After India gained independence in 1947, my friend Janet Mace and I were invited to join the Moral Re-Armament (MRA) movement's campaign, headed by Rajmohan Gandhi, Mahatma Gandhi's grandson, to build a 'clean, strong and united' democracy. The campaign involved people from all religions, and for Janet, who has died aged 86, it was a life of faith and prayer.

Janet Mace
Janet Mace
We were given generous hospitality in India. During a campaign in Kolkata, we showed a film in cinemas, inviting parties from schools and women's clubs. In Mumbai we stayed in a noisy, crowded area. At night we could tell the time by the Hindi songs belting out from the cinema. We were lent a bungalow at Juhu beach, where the cook made shrimp curry for Christmas lunch. We would swim early in the morning before leaving for the city in our Morris Minor. We visited the hill town of Panchgani, little thinking one day there would be a thriving MRA centre there and that we would return many times.

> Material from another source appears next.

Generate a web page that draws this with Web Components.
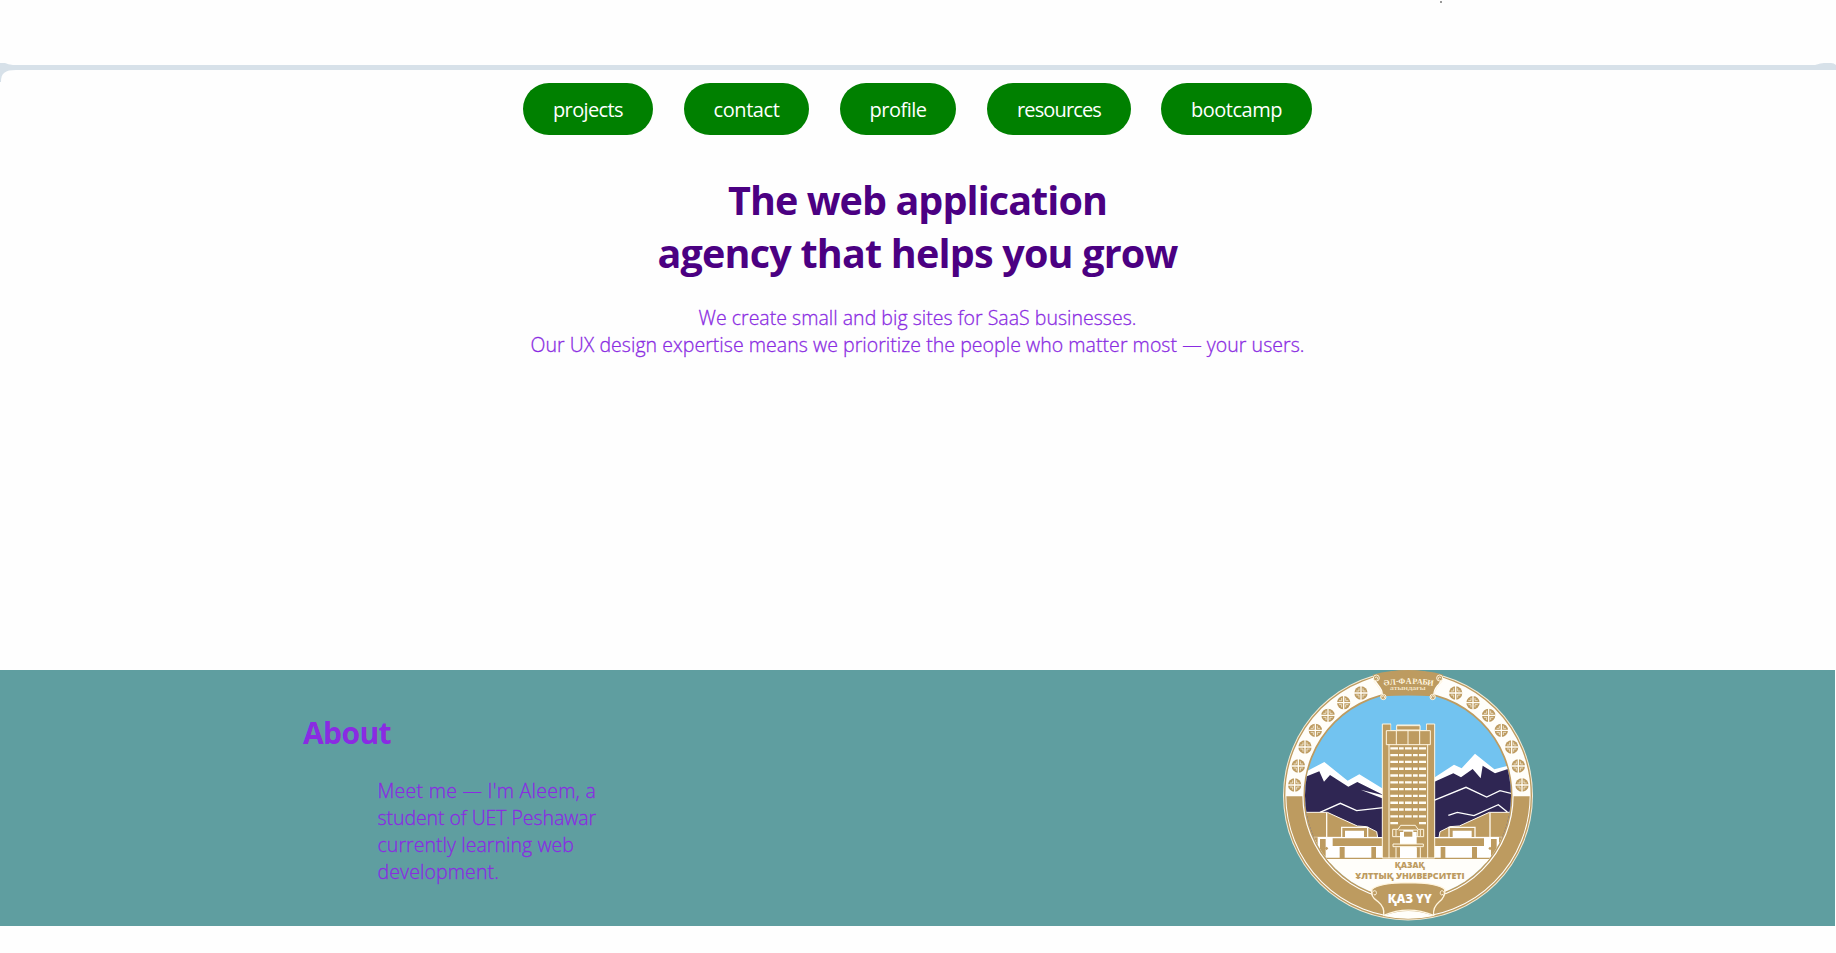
<!DOCTYPE html>
<html lang="en">
<head>
<meta charset="utf-8">
<title>Agency</title>
<style>
html,body{margin:0;background:#fefefe}
body{height:953px;overflow:hidden;font-family:"Open Sans","Noto Sans",sans-serif}
</style>
</head>
<body>
<agency-page></agency-page>
<script>
const define = (name, html, ready) => customElements.define(name, class extends HTMLElement {
  connectedCallback() {
    if (this.shadowRoot) return;
    const t = document.createElement('template');
    t.innerHTML = html;
    this.attachShadow({mode: 'open'}).append(t.content.cloneNode(true));
    if (ready) ready(this);
  }
});

/* One line of text, tracked to a given measure in pixels. */
define('text-line', `<style>:host{display:block;white-space:nowrap}span{display:inline-block}</style><span><slot></slot></span>`, el => {
  const want = +el.getAttribute('measure'), span = el.shadowRoot.querySelector('span');
  const n = el.textContent.length, w = span.getBoundingClientRect().width;
  if (want) {
    const ls = (want - w) / n;
    span.style.letterSpacing = ls.toFixed(3) + 'px';
  }
});

define('top-strip', `<style>
:host{display:block;height:83px;position:relative}
svg{display:block}
i{position:absolute;left:1440px;top:1px;width:2px;height:2px;background:#999}
</style>
<svg width="1836" height="83"><path fill="#d7e1e9" d="M0 63H5Q8 64.6 13 65H1815Q1821 63 1824 63H1831Q1834 63 1836 65V70H16C5 70 1 73 1 82H0Z"/></svg><i></i>`);

define('nav-pill', `<style>
:host{display:flex;box-sizing:border-box;height:52px;border-radius:26px;background:#008000;color:#fff;font-size:20px;line-height:52px;justify-content:center}
a{display:block;padding:1px 0 0}
</style><a><slot></slot></a>`, el => { el.style.width = el.getAttribute('width') + 'px'; });

define('nav-bar', `<style>
:host{display:flex;justify-content:center;gap:31px;padding-right:1px}
nav-pill:last-child{margin-left:-1px}
</style>
<nav-pill width="130"><text-line measure="70">projects</text-line></nav-pill>
<nav-pill width="125"><text-line measure="66">contact</text-line></nav-pill>
<nav-pill width="116"><text-line measure="57">profile</text-line></nav-pill>
<nav-pill width="144"><text-line measure="84">resources</text-line></nav-pill>
<nav-pill width="151"><text-line measure="91">bootcamp</text-line></nav-pill>`);

define('hero-block', `<style>
:host{display:block;text-align:center;height:535px;padding-right:1px;box-sizing:border-box}
h1{margin:0;padding-top:39px;font-size:39.5px;line-height:53.3px;font-weight:700;color:#4b0082}
p{margin:23px 0 0;font-size:19.5px;line-height:27px;font-weight:300;color:#8a2be2;-webkit-text-stroke:.3px #8a2be2}
</style>
<h1><text-line measure="379">The web application</text-line><text-line measure="520">agency that helps you grow</text-line></h1>
<p><text-line measure="438">We create small and big sites for SaaS businesses.</text-line><text-line measure="774">Our UX design expertise means we prioritize the people who matter most — your users.</text-line></p>`);

define('about-band', `<style>
:host{display:flex;justify-content:space-between;width:1835px;height:256px;box-sizing:border-box;padding:0 302px 0 303px;background:#5f9ea0;color:#8a2be2}
h2{margin:43px 0 0;font-size:30px;line-height:40px;font-weight:700}
p{margin:23.5px 0 0 74.5px;font-size:19.5px;line-height:27px;font-weight:300;-webkit-text-stroke:.3px #8a2be2}
</style>
<section><h2><text-line measure="88">About</text-line></h2>
<p><text-line measure="218.5">Meet me — I'm Aleem, a</text-line><text-line measure="218.5">student of UET Peshawar</text-line><text-line measure="196.5">currently learning web</text-line><text-line measure="121.5">development.</text-line></p></section>
<university-seal></university-seal>`);

define('university-seal', `<style>:host{display:block;width:250px;height:251px}svg{display:block}</style>
<svg width="250" height="251" viewBox="39 30 750 753">
<defs>
<clipPath id="inner"><circle cx="414" cy="406.5" r="309"/></clipPath>
<clipPath id="lower"><rect x="30" y="409" width="780" height="380"/></clipPath>
<g id="coin"><circle r="20" fill="#bd9b60"/><path d="M0-21V21M-21 0H21" stroke="#fffdf5" stroke-width="4"/><path d="M-6-14V-6H-14M6-14V-6H14M-6 14V6H-14M6 14V6H14" fill="none" stroke="#fffdf5" stroke-width="2"/></g>
</defs>
<circle cx="414" cy="406.5" r="375" fill="#f4ecd8"/>
<circle cx="414" cy="406.5" r="370" fill="#fffefa" stroke="#bd9b60" stroke-width="4"/>
<circle cx="414" cy="406.5" r="341" fill="none" stroke="#bd9b60" stroke-width="48" clip-path="url(#lower)"/>
<circle cx="414" cy="406.5" r="311" fill="#72c3f0" stroke="#bd9b60" stroke-width="5"/>
<g clip-path="url(#inner)">
<path fill="#fff" d="M100 342L110 334 163 306 233 362 268 343 340 387V550H100ZM490 355L552 314 575 325 615 281 673 328 730 313V550H490Z"/>
<path fill="#2f2653" d="M100 353L148 334 162 365 180 345 235 380 262 366 340 405V540H100ZM490 367L550 340 573 352 608 327 632 355 638 317 675 340 730 322V540H490Z"/>
<path fill="#fff" d="M272 389L340 406V416Z"/>
<path fill="none" stroke="#fff" stroke-width="4" d="M150 457L211 430 260 452 340 443M492 421L588 382 650 411 690 392 730 402M535 466L562 457 612 467 685 434 712 456"/>
<g id="wing">
<path fill="#bd9b60" stroke="#fffaf0" stroke-width="3" d="M98 457H172L262 498 290 500 320 515 323 532H98Z"/>
<path d="M170 458V532" stroke="#fffaf0" stroke-width="4"/>
<path fill="#bd9b60" stroke="#fffaf0" stroke-width="4" d="M215 532V502H293V532"/>
<path fill="#fff" d="M225 512H282V532H225ZM98 531H340V610H98Z"/>
<path fill="#bd9b60" d="M188 535H338V558H188ZM150 537H167V590H150ZM209 561H224V594H209ZM304 561H318V594H304ZM105 532H143V580H125Z"/>
<path d="M170 560L175 565 170 571 164 565Z" fill="#bd9b60"/>
</g>
<use href="#wing" transform="translate(830 0) scale(-1 1)"/>
<path fill="#fffefa" d="M90 597H740V740H90Z"/>
<path d="M155 595H675" stroke="#bd9b60" stroke-width="4"/>
</g>
<path fill="#bd9b60" stroke="#fff7e3" stroke-width="3" d="M337 594V192H363V212H380V195H450V212H469V192H494V594Z"/>
<path fill="#72c3f0" d="M364 191H379V210H364ZM451 191H468V210H451Z"/>
<path fill="#bd9b60" stroke="#fff7e3" stroke-width="3" d="M349 212H481V254H349ZM380 197H450V210H380Z"/>
<path fill="none" stroke="#fff7e3" stroke-width="3" d="M379 212V254M414 212V254M449 212V254M357 254V594M473 254V594"/>
<g id="floors"></g>
<path fill="#bd9b60" stroke="#fff7e3" stroke-width="3" d="M368 508H384L392 496H436L444 508H461V530H368Z"/>
<path fill="none" stroke="#fff7e3" stroke-width="3" d="M378 510V528M451 510V528M386 510H443V530"/>
<path fill="#fff" d="M390 516H400V510H430V516H440V594H390Z"/>
<path fill="#bd9b60" d="M402 515H427V530H402Z"/>
<path fill="#bd9b60" stroke="#fff7e3" stroke-width="3" d="M369 552H460V560H369ZM378 562V594M451 562V594"/>
<path fill="#fff" d="M390 564H440V593H390Z"/>
<g id="coins"></g>
<path fill="#bd9b60" d="M308 44Q414 16 520 44Q511 66 501 76Q488 92 490 109Q414 104 338 109Q341 92 327 76Q315 62 308 44Z"/>
<g id="scroll" fill="#bd9b60" stroke="#fff5df" stroke-width="3"><path d="M311 63Q334 88 337 106" fill="none"/><circle cx="319" cy="54" r="9"/><path d="M315 55A4 4 0 1 1 320 59" fill="none"/><circle cx="340" cy="111" r="8"/><path d="M336 112A4 4 0 1 1 341 115" fill="none"/></g>
<use href="#scroll" transform="translate(828 0) scale(-1 1)"/>
<g font-family="Liberation Serif,serif" fill="#fff5df" font-weight="700">
<text font-size="24" text-anchor="middle"><tspan x="351" y="77" rotate="-9">Ә</tspan><tspan x="369" y="75" rotate="-6">Л</tspan><tspan x="382" y="73">-</tspan><tspan x="396" y="72" rotate="-2">Ф</tspan><tspan x="416" y="71">А</tspan><tspan x="434" y="71" rotate="3">Р</tspan><tspan x="449" y="72" rotate="4">А</tspan><tspan x="465" y="73" rotate="6">Б</tspan><tspan x="480" y="75" rotate="8">И</tspan></text>
<text x="360" y="90" font-size="20" font-weight="400" textLength="107" lengthAdjust="spacingAndGlyphs">атындағы</text></g>
<g font-family="Open Sans,sans-serif" font-weight="800" fill="#bd9b60"><text x="374" y="624" font-size="26" textLength="91" lengthAdjust="spacingAndGlyphs">ҚАЗАҚ</text><text x="256" y="656" font-size="26" textLength="328" lengthAdjust="spacingAndGlyphs">ҰЛТТЫҚ УНИВЕРСИТЕТІ</text></g>
<path fill="#bd9b60" stroke="#fff5df" stroke-width="4" d="M306 688Q325 669 414 668Q505 669 524 688Q528 709 507 726Q488 742 491 766Q414 735 341 766Q345 742 323 724Q300 710 306 688Z"/>
<path fill="#fffefa" d="M341 768Q414 738 491 768Q414 785 341 768Z"/>
<path fill="none" stroke="#fff5df" stroke-width="3" d="M308 708C300 694 321 684 319 701Q316 709 311 703M520 708C530 694 509 684 511 701Q514 709 519 703"/>
<text x="353" y="729" font-family="Open Sans,sans-serif" font-size="38" font-weight="800" fill="#fff" textLength="132" lengthAdjust="spacingAndGlyphs">ҚАЗ ҮҮ</text>
</svg>`, el => {
  const NS = 'http://www.w3.org/2000/svg', root = el.shadowRoot;
  const coins = root.getElementById('coins'), floors = root.getElementById('floors');
  for (const [x, y] of [[273,99],[221,128],[174,166],[136,211],[105,261],[85,318],[74,375]])
    for (const cx of [x, 830 - x]) {
      const u = document.createElementNS(NS, 'use');
      u.setAttribute('href', '#coin');
      u.setAttribute('transform', `translate(${cx} ${y})`);
      coins.append(u);
    }
  let d = '';
  for (let i = 0; i < 12; i++) {
    const y = 265 + i * 20.4;
    d += i < 11 ? `M361 ${y}H384M387 ${y}H401M405 ${y}H425M429 ${y}H443M447 ${y}H468` : `M361 ${y}H384M447 ${y}H468`;
  }
  const p = document.createElementNS(NS, 'path');
  p.setAttribute('d', d); p.setAttribute('stroke', '#fffdf5'); p.setAttribute('stroke-width', '7');
  floors.append(p);
});

define('agency-page', `<style>:host{display:flex;flex-direction:column;width:1836px;height:953px}</style>
<top-strip></top-strip><nav-bar></nav-bar><hero-block></hero-block><about-band></about-band>`);
</script>
</body>
</html>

Janet was born in Poole, Dorset. She attended Talbot Heath school in Bournemouth, and later Horsham high school. She was a Wren during the second world war. It was through her parents that she became involved with MRA, serving in India for 14 years and also in New Zealand, Fiji, Tonga and Britain. She loved writing and published a collection of her poems under the title Time for Courage.

She always thought about helping others. I often called her Saint Janet, thanks to her sense of duty, dedication and devotion, to God and her friends.

Fiona Daukes

This obituary first appeared in The Guardian, 15 December 2011, in its Other Lives column.